Term limits on contracts (8 years max).
Maximum and minimum of how much a contract can go up or down from year to year (no more massively front loaded contracts).
A lower cap floor.
For the players:
Lose as few percentage points as possible (they will lose a few percent, but in the grand scheme of things, this isn’t going to be such a terrible thing).
More participation in league decisions, like realignment, playoff format, and rules (remember the “partnership of the last CBA?).
A more workable revenue sharing model.
Reduced escrow.
Better post-retirement benefits (because why not).

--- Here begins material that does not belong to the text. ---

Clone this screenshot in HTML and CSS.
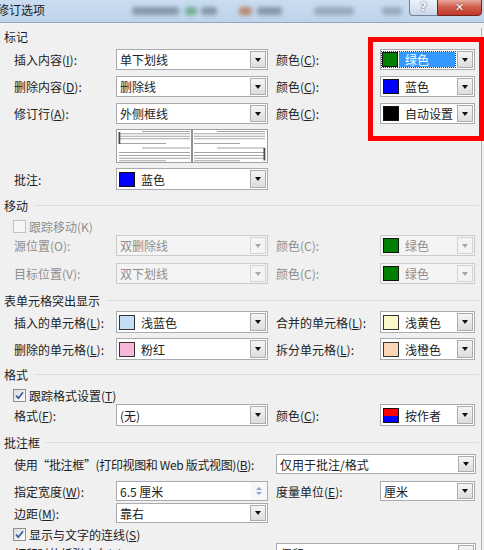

OK, two things there. First, it wouldn’t seem within in the realm of the players to deal with revenue sharing. But a more even or larger amount of revenue sharing would allow other poorer teams to spend a little more on salaries, which is in the interest of the players. And it helps the teams stay in business, which means more jobs for more players. Losing two to four teams may make sense in some circles, but that’s a lot of players out of work (especially when you start looking at minor league systems), and that is of concern to the NHLPA.
Second, the owners need the maximum and minimum contract fluctuations more than they need contract term limits. Keeping players and agents from exploiting the CBA to get a team to pony up more Kovalbucks will keep teams from signing super long-term deals anyways. This contract style may or may not have started in a GMs office, but once it got out, it was a tool for agents. Keep this at bay, and you have a more viable solution for reasonable contracts than even getting a few percentage points back. I would be gunning for this more than anything, were I an owner.
Keep in Mind:
This is a negotiation. No one is going to get everything they want out of it. Even though the owners got a lot in the last CBA, they didn’t get everything. That’s just how it goes.
And I will bank on my optimism any day of the week before blindly expecting the next lockout. It’s more fun to look forward to more hockey than to sing another goth song about it.